→ **Data segment**:
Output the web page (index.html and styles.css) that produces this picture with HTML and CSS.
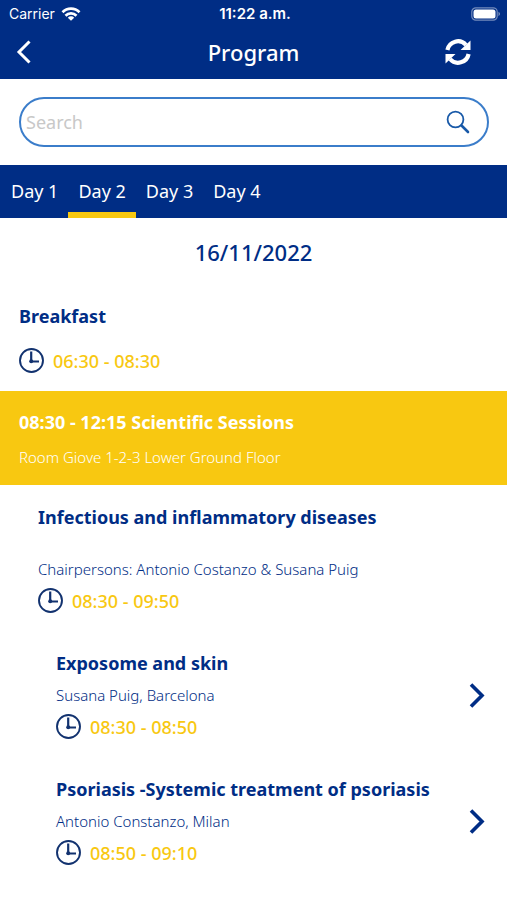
FILE: index.html
```html
<!DOCTYPE html>
<html lang="en">
<head>
<meta charset="utf-8">
<meta name="viewport" content="width=device-width, initial-scale=1">
<title>Program</title>
<link rel="stylesheet" href="styles.css">
</head>
<body>
<svg class="defs" aria-hidden="true">
  <symbol id="clock" viewBox="0 0 26 26">
    <circle cx="12.500" cy="12.500" r="11.500" fill="none" stroke="currentColor" stroke-width="1.900"/>
    <path d="M12.200 3.500V13.500H20" fill="none" stroke="currentColor" stroke-width="2.200"/>
    <circle cx="12.200" cy="13.300" r="2" fill="currentColor"/>
  </symbol>
  <symbol id="next" viewBox="0 0 16 26">
    <path d="M2 1.500L13 12.500L2 23.500" fill="none" stroke="currentColor" stroke-width="3.600"/>
  </symbol>
</svg>
<header class="header">
  <div class="status">
    <span class="carrier">Carrier
      <svg width="20" height="14" viewBox="0 0 20 14" aria-hidden="true">
        <g fill="none" stroke="currentColor" stroke-width="2.700">
          <path d="M1.500 5.200a12 12 0 0 1 17 0"/>
          <path d="M4.500 8.700a7.700 7.700 0 0 1 11 0"/>
        </g>
        <path d="M10 13.700L6.800 10.700a4.500 4.500 0 0 1 6.400 0z" fill="currentColor"/>
      </svg>
    </span>
    <span class="clock-time">11:22 a.m.</span>
    <svg class="battery" width="30" height="14" viewBox="0 0 30 14" aria-hidden="true">
      <rect x=".8" y=".8" width="25.400" height="12.400" rx="4" fill="none" stroke="#fff" stroke-opacity=".45" stroke-width="1.200"/>
      <rect x="2.500" y="2.500" width="22" height="9" rx="2.500" fill="#fff"/>
      <path d="M27.500 4.800q3 2.200 0 4.400z" fill="#fff" fill-opacity=".5"/>
    </svg>
  </div>
  <div class="titlebar">
    <button class="icon-button" type="button" aria-label="Back">
      <svg width="16" height="26" viewBox="0 0 16 26"><path d="M13.500 2.500L3 13L13.500 23.500" fill="none" stroke="currentColor" stroke-width="3"/></svg>
    </button>
    <h1 class="title">Program</h1>
    <button class="icon-button refresh" type="button" aria-label="Refresh">
      <svg width="26" height="26" viewBox="0 0 26 26">
        <path d="M2.400 11A10.700 10.700 0 0 1 21 6M23.600 15A10.700 10.700 0 0 1 5 20" fill="none" stroke="currentColor" stroke-width="4.200"/>
        <path d="M25.500 1.500V11H15.500zM.5 24.500V15H10.500z" fill="currentColor"/>
      </svg>
    </button>
  </div>
</header>
<form class="search" role="search">
  <div class="search-box">
    <input class="search-input" type="search" placeholder="Search" aria-label="Search">
    <button class="search-button" type="button" aria-label="Search">
      <svg width="24" height="24" viewBox="0 0 24 24">
        <circle cx="9.500" cy="9.500" r="7.900" fill="none" stroke="currentColor" stroke-width="1.800"/>
        <path d="M15.500 15.500L22 22" stroke="currentColor" stroke-width="2.600" stroke-linecap="round"/>
      </svg>
    </button>
  </div>
</form>
<nav class="tabs" aria-label="Days">
  <a class="tab" href="#day1">Day 1</a>
  <a class="tab active" href="#day2" aria-current="page">Day 2</a>
  <a class="tab" href="#day3">Day 3</a>
  <a class="tab" href="#day4">Day 4</a>
</nav>
<main>
  <h2 class="date">16/11/2022</h2>
  <section class="break">
    <h3 class="name">Breakfast</h3>
    <p class="time"><svg class="clock" aria-hidden="true"><use href="#clock"/></svg>06:30 - 08:30</p>
  </section>
  <section class="banner">
    <h3 class="name">08:30 - 12:15 Scientific Sessions</h3>
    <p class="detail">Room Giove 1-2-3 Lower Ground Floor</p>
  </section>
  <section class="session">
    <h3 class="name">Infectious and inflammatory diseases</h3>
    <p class="detail">Chairpersons: Antonio Costanzo &amp; Susana Puig</p>
    <p class="time"><svg class="clock" aria-hidden="true"><use href="#clock"/></svg>08:30 - 09:50</p>
  </section>
  <a class="talk" href="#exposome">
    <div>
      <h4 class="name">Exposome and skin</h4>
      <p class="detail">Susana Puig, Barcelona</p>
      <p class="time"><svg class="clock" aria-hidden="true"><use href="#clock"/></svg>08:30 - 08:50</p>
    </div>
    <svg class="next" aria-hidden="true"><use href="#next"/></svg>
  </a>
  <a class="talk" href="#psoriasis">
    <div>
      <h4 class="name">Psoriasis -Systemic treatment of psoriasis</h4>
      <p class="detail">Antonio Constanzo, Milan</p>
      <p class="time"><svg class="clock" aria-hidden="true"><use href="#clock"/></svg>08:50 - 09:10</p>
    </div>
    <svg class="next" aria-hidden="true"><use href="#next"/></svg>
  </a>
</main>
</body>
</html>
```
FILE: styles.css
```css
* { box-sizing: border-box; }

:root {
  --navy: #002d85;
  --yellow: #f8c811;
}

body {
  margin: 0;
  background: #fff;
  color: var(--navy);
  font-family: "Noto Sans", sans-serif;
}

h1, h2, h3, h4, p { margin: 0; }
a { color: inherit; text-decoration: none; }
svg { display: block; flex: none; }
button { padding: 0; border: 0; background: none; color: inherit; }

.defs { position: absolute; width: 0; height: 0; }

.header { background: var(--navy); color: #fff; }

.status {
  display: grid;
  grid-template-columns: 1fr auto 1fr;
  align-items: center;
  height: 27px;
  padding: 0 6px 0 9px;
  font: 15px/20px Inter, sans-serif;
}

.carrier { display: flex; align-items: center; gap: 6px; font-size: 14px; }
.clock-time { font-weight: 600; }
.battery { justify-self: end; }

.titlebar {
  display: grid;
  grid-template-columns: 1fr auto 1fr;
  align-items: center;
  height: 52px;
  padding: 0 36px 2px 16px;
}

.title {
  padding-left: 20px;
  font-size: 22px;
  font-weight: 500;
  line-height: 28px;
}

.refresh { justify-self: end; }

.search { padding: 18px 18px 18px 19px; }

.search-box {
  display: flex;
  align-items: center;
  height: 50px;
  padding: 0 17px 0 5px;
  border: 2px solid #3b7dca;
  border-radius: 25px;
}

.search-input {
  flex: 1;
  min-width: 0;
  padding: 0;
  border: 0;
  outline: 0;
  background: none;
  color: var(--navy);
  font: 18px/28px "Noto Sans", sans-serif;
}

.search-input::placeholder { color: #c8c8c8; opacity: 1; }
.search-button { color: #1859a8; }

.tabs {
  display: flex;
  padding-left: 1px;
  background: var(--navy);
  color: #fff;
}

.tab {
  padding: 13px 10px 7px;
  border-bottom: 6px solid transparent;
  font-size: 18px;
  line-height: 27px;
}

.active { border-color: var(--yellow); }

.date {
  padding: 20px 0;
  font-size: 22px;
  font-weight: 500;
  line-height: 28px;
  text-align: center;
}

.name { font-size: 18px; font-weight: 700; line-height: 28px; }
.detail { font-size: 15px; font-weight: 350; line-height: 24px; }

.time {
  display: flex;
  align-items: center;
  gap: 8px;
  color: var(--yellow);
  font-size: 18px;
  font-weight: 500;
  line-height: 32px;
}

.clock { width: 26px; height: 26px; color: #12326f; }

.break { padding: 16px 19px 14px; }
.break .time { margin-top: 15px; }

.banner { padding: 17px 19px 16px; background: var(--yellow); color: #fff; }
.banner .detail { margin-top: 9px; }

.session { padding: 18px 38px 0; }
.session .detail { margin-top: 26px; }
.session .time { margin-top: 4px; }

.talk {
  display: flex;
  align-items: center;
  justify-content: space-between;
  padding: 32px 22px 0 56px;
}

.talk .detail { margin-top: 6px; }
.talk .time { margin-top: 4px; }
.next { width: 16px; height: 26px; }
```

→ **Required work**:
Your copy of the data above should match it exactly, except that pictures are left out.

→ **Correct response**:
Output the web page (index.html and styles.css) that produces this picture with HTML and CSS.
FILE: index.html
```html
<!DOCTYPE html>
<html lang="en">
<head>
<meta charset="utf-8">
<meta name="viewport" content="width=device-width, initial-scale=1">
<title>Program</title>
<link rel="stylesheet" href="styles.css">
</head>
<body>
<svg class="defs" aria-hidden="true">
  <symbol id="clock" viewBox="0 0 26 26">
    <circle cx="12.500" cy="12.500" r="11.500" fill="none" stroke="currentColor" stroke-width="1.900"/>
    <path d="M12.200 3.500V13.500H20" fill="none" stroke="currentColor" stroke-width="2.200"/>
    <circle cx="12.200" cy="13.300" r="2" fill="currentColor"/>
  </symbol>
  <symbol id="next" viewBox="0 0 16 26">
    <path d="M2 1.500L13 12.500L2 23.500" fill="none" stroke="currentColor" stroke-width="3.600"/>
  </symbol>
</svg>
<header class="header">
  <div class="status">
    <span class="carrier">Carrier
      <svg width="20" height="14" viewBox="0 0 20 14" aria-hidden="true">
        <g fill="none" stroke="currentColor" stroke-width="2.700">
          <path d="M1.500 5.200a12 12 0 0 1 17 0"/>
          <path d="M4.500 8.700a7.700 7.700 0 0 1 11 0"/>
        </g>
        <path d="M10 13.700L6.800 10.700a4.500 4.500 0 0 1 6.400 0z" fill="currentColor"/>
      </svg>
    </span>
    <span class="clock-time">11:22 a.m.</span>
    <svg class="battery" width="30" height="14" viewBox="0 0 30 14" aria-hidden="true">
      <rect x=".8" y=".8" width="25.400" height="12.400" rx="4" fill="none" stroke="#fff" stroke-opacity=".45" stroke-width="1.200"/>
      <rect x="2.500" y="2.500" width="22" height="9" rx="2.500" fill="#fff"/>
      <path d="M27.500 4.800q3 2.200 0 4.400z" fill="#fff" fill-opacity=".5"/>
    </svg>
  </div>
  <div class="titlebar">
    <button class="icon-button" type="button" aria-label="Back">
      <svg width="16" height="26" viewBox="0 0 16 26"><path d="M13.500 2.500L3 13L13.500 23.500" fill="none" stroke="currentColor" stroke-width="3"/></svg>
    </button>
    <h1 class="title">Program</h1>
    <button class="icon-button refresh" type="button" aria-label="Refresh">
      <svg width="26" height="26" viewBox="0 0 26 26">
        <path d="M2.400 11A10.700 10.700 0 0 1 21 6M23.600 15A10.700 10.700 0 0 1 5 20" fill="none" stroke="currentColor" stroke-width="4.200"/>
        <path d="M25.500 1.500V11H15.500zM.5 24.500V15H10.500z" fill="currentColor"/>
      </svg>
    </button>
  </div>
</header>
<form class="search" role="search">
  <div class="search-box">
    <input class="search-input" type="search" placeholder="Search" aria-label="Search">
    <button class="search-button" type="button" aria-label="Search">
      <svg width="24" height="24" viewBox="0 0 24 24">
        <circle cx="9.500" cy="9.500" r="7.900" fill="none" stroke="currentColor" stroke-width="1.800"/>
        <path d="M15.500 15.500L22 22" stroke="currentColor" stroke-width="2.600" stroke-linecap="round"/>
      </svg>
    </button>
  </div>
</form>
<nav class="tabs" aria-label="Days">
  <a class="tab" href="#day1">Day 1</a>
  <a class="tab active" href="#day2" aria-current="page">Day 2</a>
  <a class="tab" href="#day3">Day 3</a>
  <a class="tab" href="#day4">Day 4</a>
</nav>
<main>
  <h2 class="date">16/11/2022</h2>
  <section class="break">
    <h3 class="name">Breakfast</h3>
    <p class="time"><svg class="clock" aria-hidden="true"><use href="#clock"/></svg>06:30 - 08:30</p>
  </section>
  <section class="banner">
    <h3 class="name">08:30 - 12:15 Scientific Sessions</h3>
    <p class="detail">Room Giove 1-2-3 Lower Ground Floor</p>
  </section>
  <section class="session">
    <h3 class="name">Infectious and inflammatory diseases</h3>
    <p class="detail">Chairpersons: Antonio Costanzo &amp; Susana Puig</p>
    <p class="time"><svg class="clock" aria-hidden="true"><use href="#clock"/></svg>08:30 - 09:50</p>
  </section>
  <a class="talk" href="#exposome">
    <div>
      <h4 class="name">Exposome and skin</h4>
      <p class="detail">Susana Puig, Barcelona</p>
      <p class="time"><svg class="clock" aria-hidden="true"><use href="#clock"/></svg>08:30 - 08:50</p>
    </div>
    <svg class="next" aria-hidden="true"><use href="#next"/></svg>
  </a>
  <a class="talk" href="#psoriasis">
    <div>
      <h4 class="name">Psoriasis -Systemic treatment of psoriasis</h4>
      <p class="detail">Antonio Constanzo, Milan</p>
      <p class="time"><svg class="clock" aria-hidden="true"><use href="#clock"/></svg>08:50 - 09:10</p>
    </div>
    <svg class="next" aria-hidden="true"><use href="#next"/></svg>
  </a>
</main>
</body>
</html>
```
FILE: styles.css
```css
* { box-sizing: border-box; }

:root {
  --navy: #002d85;
  --yellow: #f8c811;
}

body {
  margin: 0;
  background: #fff;
  color: var(--navy);
  font-family: "Noto Sans", sans-serif;
}

h1, h2, h3, h4, p { margin: 0; }
a { color: inherit; text-decoration: none; }
svg { display: block; flex: none; }
button { padding: 0; border: 0; background: none; color: inherit; }

.defs { position: absolute; width: 0; height: 0; }

.header { background: var(--navy); color: #fff; }

.status {
  display: grid;
  grid-template-columns: 1fr auto 1fr;
  align-items: center;
  height: 27px;
  padding: 0 6px 0 9px;
  font: 15px/20px Inter, sans-serif;
}

.carrier { display: flex; align-items: center; gap: 6px; font-size: 14px; }
.clock-time { font-weight: 600; }
.battery { justify-self: end; }

.titlebar {
  display: grid;
  grid-template-columns: 1fr auto 1fr;
  align-items: center;
  height: 52px;
  padding: 0 36px 2px 16px;
}

.title {
  padding-left: 20px;
  font-size: 22px;
  font-weight: 500;
  line-height: 28px;
}

.refresh { justify-self: end; }

.search { padding: 18px 18px 18px 19px; }

.search-box {
  display: flex;
  align-items: center;
  height: 50px;
  padding: 0 17px 0 5px;
  border: 2px solid #3b7dca;
  border-radius: 25px;
}

.search-input {
  flex: 1;
  min-width: 0;
  padding: 0;
  border: 0;
  outline: 0;
  background: none;
  color: var(--navy);
  font: 18px/28px "Noto Sans", sans-serif;
}

.search-input::placeholder { color: #c8c8c8; opacity: 1; }
.search-button { color: #1859a8; }

.tabs {
  display: flex;
  padding-left: 1px;
  background: var(--navy);
  color: #fff;
}

.tab {
  padding: 13px 10px 7px;
  border-bottom: 6px solid transparent;
  font-size: 18px;
  line-height: 27px;
}

.active { border-color: var(--yellow); }

.date {
  padding: 20px 0;
  font-size: 22px;
  font-weight: 500;
  line-height: 28px;
  text-align: center;
}

.name { font-size: 18px; font-weight: 700; line-height: 28px; }
.detail { font-size: 15px; font-weight: 350; line-height: 24px; }

.time {
  display: flex;
  align-items: center;
  gap: 8px;
  color: var(--yellow);
  font-size: 18px;
  font-weight: 500;
  line-height: 32px;
}

.clock { width: 26px; height: 26px; color: #12326f; }

.break { padding: 16px 19px 14px; }
.break .time { margin-top: 15px; }

.banner { padding: 17px 19px 16px; background: var(--yellow); color: #fff; }
.banner .detail { margin-top: 9px; }

.session { padding: 18px 38px 0; }
.session .detail { margin-top: 26px; }
.session .time { margin-top: 4px; }

.talk {
  display: flex;
  align-items: center;
  justify-content: space-between;
  padding: 32px 22px 0 56px;
}

.talk .detail { margin-top: 6px; }
.talk .time { margin-top: 4px; }
.next { width: 16px; height: 26px; }
```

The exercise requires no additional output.